# [Task]
Extract the lines of the material below, beginning with the first and ending with the line that holds "const EMPTY_ROWS = 17;". Skip every picture.

********************

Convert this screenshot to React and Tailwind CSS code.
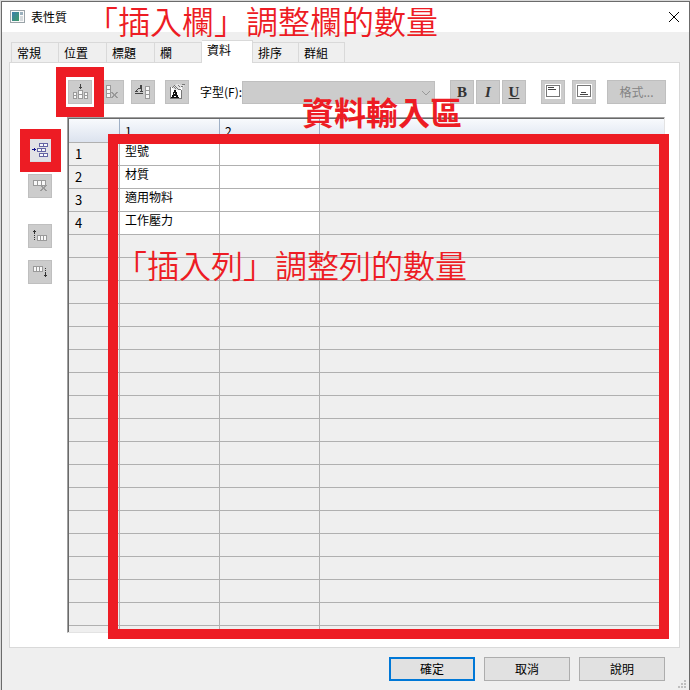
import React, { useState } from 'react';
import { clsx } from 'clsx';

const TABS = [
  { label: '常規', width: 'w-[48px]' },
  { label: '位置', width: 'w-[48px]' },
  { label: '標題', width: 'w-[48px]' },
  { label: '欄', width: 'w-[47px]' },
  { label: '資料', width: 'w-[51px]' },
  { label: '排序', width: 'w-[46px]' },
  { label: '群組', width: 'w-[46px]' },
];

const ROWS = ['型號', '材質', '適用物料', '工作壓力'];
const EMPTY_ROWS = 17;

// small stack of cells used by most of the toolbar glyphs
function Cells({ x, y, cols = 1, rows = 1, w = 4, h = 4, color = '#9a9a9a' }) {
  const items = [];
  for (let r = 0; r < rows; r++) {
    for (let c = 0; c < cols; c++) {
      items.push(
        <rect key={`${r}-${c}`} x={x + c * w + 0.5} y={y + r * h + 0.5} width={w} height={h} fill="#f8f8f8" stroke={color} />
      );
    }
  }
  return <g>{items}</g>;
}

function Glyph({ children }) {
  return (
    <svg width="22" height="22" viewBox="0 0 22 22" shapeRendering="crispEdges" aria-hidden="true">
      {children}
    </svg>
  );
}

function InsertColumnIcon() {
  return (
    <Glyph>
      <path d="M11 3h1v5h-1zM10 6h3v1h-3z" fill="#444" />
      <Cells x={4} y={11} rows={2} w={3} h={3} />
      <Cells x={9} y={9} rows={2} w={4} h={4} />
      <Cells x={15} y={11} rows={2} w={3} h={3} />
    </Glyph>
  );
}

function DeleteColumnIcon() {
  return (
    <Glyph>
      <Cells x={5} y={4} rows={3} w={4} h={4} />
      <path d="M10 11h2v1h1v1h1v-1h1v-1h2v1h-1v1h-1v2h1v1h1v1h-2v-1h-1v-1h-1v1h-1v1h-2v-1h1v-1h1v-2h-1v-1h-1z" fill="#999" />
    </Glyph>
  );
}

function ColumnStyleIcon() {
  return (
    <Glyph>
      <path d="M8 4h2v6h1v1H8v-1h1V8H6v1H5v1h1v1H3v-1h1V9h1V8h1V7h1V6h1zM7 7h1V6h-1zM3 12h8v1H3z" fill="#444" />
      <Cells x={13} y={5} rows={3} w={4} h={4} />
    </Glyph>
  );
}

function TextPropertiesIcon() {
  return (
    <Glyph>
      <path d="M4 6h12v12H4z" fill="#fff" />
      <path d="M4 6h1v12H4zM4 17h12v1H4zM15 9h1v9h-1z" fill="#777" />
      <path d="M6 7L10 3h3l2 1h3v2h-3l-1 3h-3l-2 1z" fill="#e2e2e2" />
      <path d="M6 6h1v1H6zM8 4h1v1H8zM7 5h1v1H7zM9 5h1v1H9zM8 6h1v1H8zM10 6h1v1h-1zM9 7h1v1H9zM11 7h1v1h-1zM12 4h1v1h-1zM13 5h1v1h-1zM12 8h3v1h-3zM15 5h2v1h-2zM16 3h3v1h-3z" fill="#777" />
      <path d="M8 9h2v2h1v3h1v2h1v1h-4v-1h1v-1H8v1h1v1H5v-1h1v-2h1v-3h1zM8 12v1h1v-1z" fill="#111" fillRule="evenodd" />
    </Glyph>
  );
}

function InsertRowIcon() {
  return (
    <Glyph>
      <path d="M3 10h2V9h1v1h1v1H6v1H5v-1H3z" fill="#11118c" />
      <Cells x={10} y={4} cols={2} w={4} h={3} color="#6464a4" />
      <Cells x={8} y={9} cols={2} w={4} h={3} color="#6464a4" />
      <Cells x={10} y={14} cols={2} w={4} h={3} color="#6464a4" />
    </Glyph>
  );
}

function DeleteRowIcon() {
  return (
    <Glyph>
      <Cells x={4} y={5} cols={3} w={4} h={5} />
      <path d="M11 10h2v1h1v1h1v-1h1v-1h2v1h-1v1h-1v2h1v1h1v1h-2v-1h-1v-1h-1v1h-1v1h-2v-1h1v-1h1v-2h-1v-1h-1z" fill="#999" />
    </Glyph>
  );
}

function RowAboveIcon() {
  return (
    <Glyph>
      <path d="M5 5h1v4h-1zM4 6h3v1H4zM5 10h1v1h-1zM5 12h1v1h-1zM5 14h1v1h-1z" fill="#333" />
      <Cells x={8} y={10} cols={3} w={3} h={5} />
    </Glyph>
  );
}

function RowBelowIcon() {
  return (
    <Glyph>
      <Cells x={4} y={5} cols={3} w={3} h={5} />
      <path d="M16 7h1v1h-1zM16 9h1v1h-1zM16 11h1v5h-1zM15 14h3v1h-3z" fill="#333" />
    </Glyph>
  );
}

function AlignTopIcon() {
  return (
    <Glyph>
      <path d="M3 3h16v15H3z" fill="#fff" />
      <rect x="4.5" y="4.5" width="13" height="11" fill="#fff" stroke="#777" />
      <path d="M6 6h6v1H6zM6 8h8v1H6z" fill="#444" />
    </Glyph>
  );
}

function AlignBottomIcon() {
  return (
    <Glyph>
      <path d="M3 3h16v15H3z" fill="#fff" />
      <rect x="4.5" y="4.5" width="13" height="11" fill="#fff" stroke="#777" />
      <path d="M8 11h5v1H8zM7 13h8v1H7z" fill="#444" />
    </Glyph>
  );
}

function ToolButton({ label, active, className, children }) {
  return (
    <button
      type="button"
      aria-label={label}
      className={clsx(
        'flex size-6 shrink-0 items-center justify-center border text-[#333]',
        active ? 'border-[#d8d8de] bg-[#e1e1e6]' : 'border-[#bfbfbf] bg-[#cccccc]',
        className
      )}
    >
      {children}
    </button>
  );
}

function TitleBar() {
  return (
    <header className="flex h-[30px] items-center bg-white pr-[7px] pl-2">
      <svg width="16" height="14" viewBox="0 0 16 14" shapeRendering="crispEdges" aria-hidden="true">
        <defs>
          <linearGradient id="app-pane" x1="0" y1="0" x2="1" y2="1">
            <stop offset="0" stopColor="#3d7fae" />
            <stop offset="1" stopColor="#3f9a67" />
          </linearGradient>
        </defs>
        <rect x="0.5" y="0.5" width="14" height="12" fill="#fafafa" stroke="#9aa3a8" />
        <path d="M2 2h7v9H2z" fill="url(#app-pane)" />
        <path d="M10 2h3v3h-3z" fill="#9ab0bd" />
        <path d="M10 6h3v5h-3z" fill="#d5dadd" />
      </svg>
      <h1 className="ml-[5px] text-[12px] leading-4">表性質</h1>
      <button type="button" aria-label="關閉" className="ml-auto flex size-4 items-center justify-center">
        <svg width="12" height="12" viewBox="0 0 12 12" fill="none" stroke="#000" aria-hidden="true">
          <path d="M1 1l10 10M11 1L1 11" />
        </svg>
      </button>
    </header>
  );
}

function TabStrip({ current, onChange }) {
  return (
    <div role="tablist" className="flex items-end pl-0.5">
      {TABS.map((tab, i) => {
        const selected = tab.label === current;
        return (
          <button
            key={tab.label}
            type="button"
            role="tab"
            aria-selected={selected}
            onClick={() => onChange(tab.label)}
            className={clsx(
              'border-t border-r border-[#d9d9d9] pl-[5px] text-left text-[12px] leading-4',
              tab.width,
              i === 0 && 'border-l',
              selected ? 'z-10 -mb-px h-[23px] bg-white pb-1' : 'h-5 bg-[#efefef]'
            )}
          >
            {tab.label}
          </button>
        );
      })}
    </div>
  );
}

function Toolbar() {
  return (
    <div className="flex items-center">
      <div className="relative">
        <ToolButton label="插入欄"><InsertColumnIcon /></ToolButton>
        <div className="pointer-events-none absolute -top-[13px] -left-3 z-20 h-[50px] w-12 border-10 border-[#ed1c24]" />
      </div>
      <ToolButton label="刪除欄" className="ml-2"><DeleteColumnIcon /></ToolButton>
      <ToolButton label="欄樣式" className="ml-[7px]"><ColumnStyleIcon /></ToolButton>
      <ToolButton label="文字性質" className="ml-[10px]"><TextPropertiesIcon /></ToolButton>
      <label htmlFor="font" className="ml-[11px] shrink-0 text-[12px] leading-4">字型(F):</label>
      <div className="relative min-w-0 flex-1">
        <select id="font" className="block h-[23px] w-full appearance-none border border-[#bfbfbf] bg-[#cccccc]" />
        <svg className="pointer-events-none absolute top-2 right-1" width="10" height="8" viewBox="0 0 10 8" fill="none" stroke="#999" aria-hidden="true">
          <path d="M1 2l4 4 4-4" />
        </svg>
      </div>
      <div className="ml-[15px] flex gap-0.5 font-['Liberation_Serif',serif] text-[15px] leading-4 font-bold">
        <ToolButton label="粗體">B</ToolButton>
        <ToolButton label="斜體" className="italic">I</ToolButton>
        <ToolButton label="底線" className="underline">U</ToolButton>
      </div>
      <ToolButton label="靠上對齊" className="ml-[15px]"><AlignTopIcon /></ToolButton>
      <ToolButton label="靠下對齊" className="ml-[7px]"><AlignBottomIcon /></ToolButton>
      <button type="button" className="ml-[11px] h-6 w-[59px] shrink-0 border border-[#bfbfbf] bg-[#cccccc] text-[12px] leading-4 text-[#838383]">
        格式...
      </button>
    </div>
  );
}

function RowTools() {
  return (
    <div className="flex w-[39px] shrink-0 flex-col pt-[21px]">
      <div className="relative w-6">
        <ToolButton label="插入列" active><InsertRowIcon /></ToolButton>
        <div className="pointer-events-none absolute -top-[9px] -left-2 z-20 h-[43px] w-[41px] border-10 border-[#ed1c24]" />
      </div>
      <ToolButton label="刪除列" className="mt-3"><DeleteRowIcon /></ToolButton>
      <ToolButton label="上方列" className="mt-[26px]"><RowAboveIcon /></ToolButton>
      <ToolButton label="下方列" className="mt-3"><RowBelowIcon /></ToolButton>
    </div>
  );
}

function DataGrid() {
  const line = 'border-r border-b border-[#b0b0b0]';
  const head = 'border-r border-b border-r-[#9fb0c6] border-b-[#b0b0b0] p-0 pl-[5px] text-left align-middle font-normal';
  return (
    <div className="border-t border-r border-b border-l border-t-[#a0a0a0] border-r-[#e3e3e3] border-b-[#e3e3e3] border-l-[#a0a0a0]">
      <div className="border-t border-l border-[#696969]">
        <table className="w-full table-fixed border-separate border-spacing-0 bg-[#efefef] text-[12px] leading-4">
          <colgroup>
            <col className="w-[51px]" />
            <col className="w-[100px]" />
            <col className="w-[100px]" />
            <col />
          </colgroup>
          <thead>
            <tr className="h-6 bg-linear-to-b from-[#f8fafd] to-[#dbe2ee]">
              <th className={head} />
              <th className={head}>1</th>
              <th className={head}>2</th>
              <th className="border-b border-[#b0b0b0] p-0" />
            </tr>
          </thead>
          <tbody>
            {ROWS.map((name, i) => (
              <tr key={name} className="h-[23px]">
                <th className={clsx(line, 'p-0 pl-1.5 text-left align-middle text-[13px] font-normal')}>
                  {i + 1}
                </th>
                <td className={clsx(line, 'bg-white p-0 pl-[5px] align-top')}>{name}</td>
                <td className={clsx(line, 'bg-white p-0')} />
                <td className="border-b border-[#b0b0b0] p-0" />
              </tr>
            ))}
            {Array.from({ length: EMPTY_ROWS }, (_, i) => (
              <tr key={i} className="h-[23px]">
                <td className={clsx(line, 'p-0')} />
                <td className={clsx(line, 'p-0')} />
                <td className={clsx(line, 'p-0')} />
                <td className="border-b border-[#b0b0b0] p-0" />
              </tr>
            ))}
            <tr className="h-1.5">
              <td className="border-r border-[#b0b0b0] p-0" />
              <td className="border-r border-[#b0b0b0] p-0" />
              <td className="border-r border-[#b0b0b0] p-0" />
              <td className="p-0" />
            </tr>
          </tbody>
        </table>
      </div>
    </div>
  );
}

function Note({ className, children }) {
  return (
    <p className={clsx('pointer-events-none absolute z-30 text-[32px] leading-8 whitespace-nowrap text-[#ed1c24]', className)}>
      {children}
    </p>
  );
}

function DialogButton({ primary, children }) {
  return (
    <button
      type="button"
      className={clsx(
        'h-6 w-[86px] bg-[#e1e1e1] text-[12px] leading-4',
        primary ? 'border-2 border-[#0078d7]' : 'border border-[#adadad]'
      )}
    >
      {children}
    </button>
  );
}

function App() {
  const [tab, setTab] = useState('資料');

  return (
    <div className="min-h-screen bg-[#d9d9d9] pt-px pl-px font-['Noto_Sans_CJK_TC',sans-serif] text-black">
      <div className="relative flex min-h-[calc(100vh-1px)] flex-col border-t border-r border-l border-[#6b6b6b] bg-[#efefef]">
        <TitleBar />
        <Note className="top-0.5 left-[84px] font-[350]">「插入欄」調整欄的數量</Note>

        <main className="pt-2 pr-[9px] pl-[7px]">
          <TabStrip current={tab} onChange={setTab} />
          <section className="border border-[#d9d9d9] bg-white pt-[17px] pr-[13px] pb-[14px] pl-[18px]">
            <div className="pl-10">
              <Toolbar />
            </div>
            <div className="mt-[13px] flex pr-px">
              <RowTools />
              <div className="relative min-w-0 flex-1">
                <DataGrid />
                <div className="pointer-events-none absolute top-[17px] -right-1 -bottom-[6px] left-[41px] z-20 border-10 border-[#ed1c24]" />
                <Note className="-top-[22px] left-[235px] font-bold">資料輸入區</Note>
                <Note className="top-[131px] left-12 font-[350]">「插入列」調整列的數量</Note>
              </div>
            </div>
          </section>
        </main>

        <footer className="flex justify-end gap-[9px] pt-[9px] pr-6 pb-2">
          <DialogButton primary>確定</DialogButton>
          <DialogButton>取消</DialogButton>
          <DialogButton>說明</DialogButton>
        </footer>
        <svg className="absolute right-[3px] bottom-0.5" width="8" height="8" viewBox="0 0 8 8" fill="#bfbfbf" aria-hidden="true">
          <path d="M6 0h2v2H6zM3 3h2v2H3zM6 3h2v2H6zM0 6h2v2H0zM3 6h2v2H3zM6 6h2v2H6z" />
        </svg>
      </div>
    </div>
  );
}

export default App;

********************

# [Reply]
Convert this screenshot to React and Tailwind CSS code.
import React, { useState } from 'react';
import { clsx } from 'clsx';

const TABS = [
  { label: '常規', width: 'w-[48px]' },
  { label: '位置', width: 'w-[48px]' },
  { label: '標題', width: 'w-[48px]' },
  { label: '欄', width: 'w-[47px]' },
  { label: '資料', width: 'w-[51px]' },
  { label: '排序', width: 'w-[46px]' },
  { label: '群組', width: 'w-[46px]' },
];

const ROWS = ['型號', '材質', '適用物料', '工作壓力'];
const EMPTY_ROWS = 17;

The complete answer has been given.